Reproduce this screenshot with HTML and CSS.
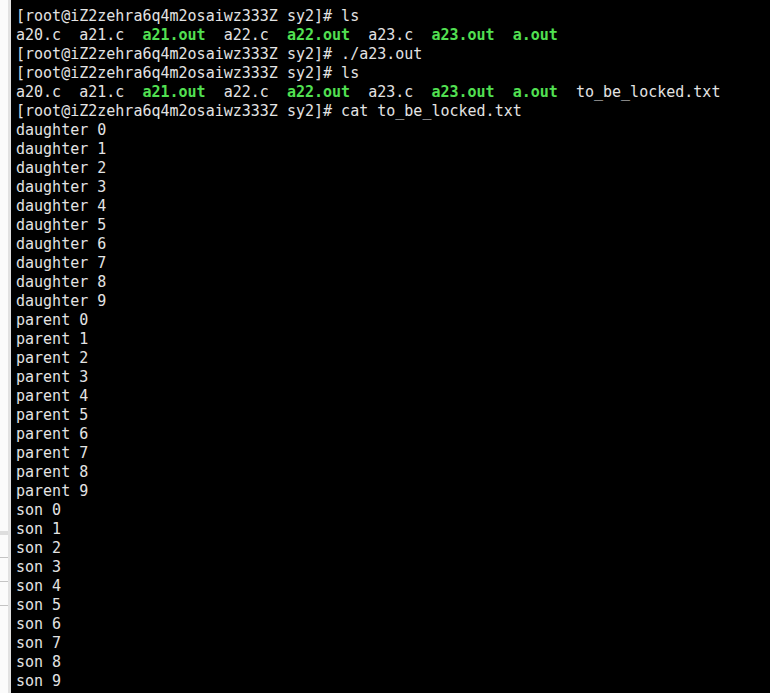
FILE: index.html
```html
<!DOCTYPE html>
<html>
<head>
<meta charset="utf-8">
<link rel="stylesheet" href="styles.css">
</head>
<body>
<div class="app">
  <div class="side">
    <div class="side-band"></div>
    <div class="side-line l1"></div>
    <div class="side-line"></div>
    <div class="side-line"></div>
  </div>
  <div class="term"><pre class="out">[root@iZ2zehra6q4m2osaiwz333Z sy2]# ls
a20.c  a21.c  <b class="g">a21.out</b>  a22.c  <b class="g">a22.out</b>  a23.c  <b class="g">a23.out</b>  <b class="g">a.out</b>
[root@iZ2zehra6q4m2osaiwz333Z sy2]# ./a23.out
[root@iZ2zehra6q4m2osaiwz333Z sy2]# ls
a20.c  a21.c  <b class="g">a21.out</b>  a22.c  <b class="g">a22.out</b>  a23.c  <b class="g">a23.out</b>  <b class="g">a.out</b>  to_be_locked.txt
[root@iZ2zehra6q4m2osaiwz333Z sy2]# cat to_be_locked.txt
daughter 0
daughter 1
daughter 2
daughter 3
daughter 4
daughter 5
daughter 6
daughter 7
daughter 8
daughter 9
parent 0
parent 1
parent 2
parent 3
parent 4
parent 5
parent 6
parent 7
parent 8
parent 9
son 0
son 1
son 2
son 3
son 4
son 5
son 6
son 7
son 8
son 9</pre></div>
</div>
</body>
</html>
```
FILE: styles.css
```css
html, body {
  margin: 0;
  padding: 0;
  background: #000;
  overflow: hidden;
}
.app {
  display: flex;
  width: 770px;
  height: 693px;
}
.side {
  width: 8px;
  flex: none;
  background: #fbfbfb;
  border-right: 3px solid #e2e2e2;
  display: flex;
  flex-direction: column;
}
.side-band {
  margin-top: 531px;
  height: 4px;
  background: #dedede;
}
.side-line {
  margin-top: 23px;
  height: 1px;
  background: #c4c4c4;
}
.side-line.l1 {
  margin-top: 22px;
}
.term {
  flex: 1;
  background: #000;
  padding: 7px 0 0 5px;
}
.out {
  margin: 0;
  font-family: "DejaVu Sans Mono", monospace;
  font-size: 15px;
  line-height: 19px;
  color: #e3e3e3;
}
.g {
  color: #52e052;
  font-weight: bold;
}
```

PROBLEM TO WORK ON:
Make an exact copy of the listing above. Do not include the pictures.

EXPECTED ANSWER:
Reproduce this screenshot with HTML and CSS.
FILE: index.html
```html
<!DOCTYPE html>
<html>
<head>
<meta charset="utf-8">
<link rel="stylesheet" href="styles.css">
</head>
<body>
<div class="app">
  <div class="side">
    <div class="side-band"></div>
    <div class="side-line l1"></div>
    <div class="side-line"></div>
    <div class="side-line"></div>
  </div>
  <div class="term"><pre class="out">[root@iZ2zehra6q4m2osaiwz333Z sy2]# ls
a20.c  a21.c  <b class="g">a21.out</b>  a22.c  <b class="g">a22.out</b>  a23.c  <b class="g">a23.out</b>  <b class="g">a.out</b>
[root@iZ2zehra6q4m2osaiwz333Z sy2]# ./a23.out
[root@iZ2zehra6q4m2osaiwz333Z sy2]# ls
a20.c  a21.c  <b class="g">a21.out</b>  a22.c  <b class="g">a22.out</b>  a23.c  <b class="g">a23.out</b>  <b class="g">a.out</b>  to_be_locked.txt
[root@iZ2zehra6q4m2osaiwz333Z sy2]# cat to_be_locked.txt
daughter 0
daughter 1
daughter 2
daughter 3
daughter 4
daughter 5
daughter 6
daughter 7
daughter 8
daughter 9
parent 0
parent 1
parent 2
parent 3
parent 4
parent 5
parent 6
parent 7
parent 8
parent 9
son 0
son 1
son 2
son 3
son 4
son 5
son 6
son 7
son 8
son 9</pre></div>
</div>
</body>
</html>
```
FILE: styles.css
```css
html, body {
  margin: 0;
  padding: 0;
  background: #000;
  overflow: hidden;
}
.app {
  display: flex;
  width: 770px;
  height: 693px;
}
.side {
  width: 8px;
  flex: none;
  background: #fbfbfb;
  border-right: 3px solid #e2e2e2;
  display: flex;
  flex-direction: column;
}
.side-band {
  margin-top: 531px;
  height: 4px;
  background: #dedede;
}
.side-line {
  margin-top: 23px;
  height: 1px;
  background: #c4c4c4;
}
.side-line.l1 {
  margin-top: 22px;
}
.term {
  flex: 1;
  background: #000;
  padding: 7px 0 0 5px;
}
.out {
  margin: 0;
  font-family: "DejaVu Sans Mono", monospace;
  font-size: 15px;
  line-height: 19px;
  color: #e3e3e3;
}
.g {
  color: #52e052;
  font-weight: bold;
}
```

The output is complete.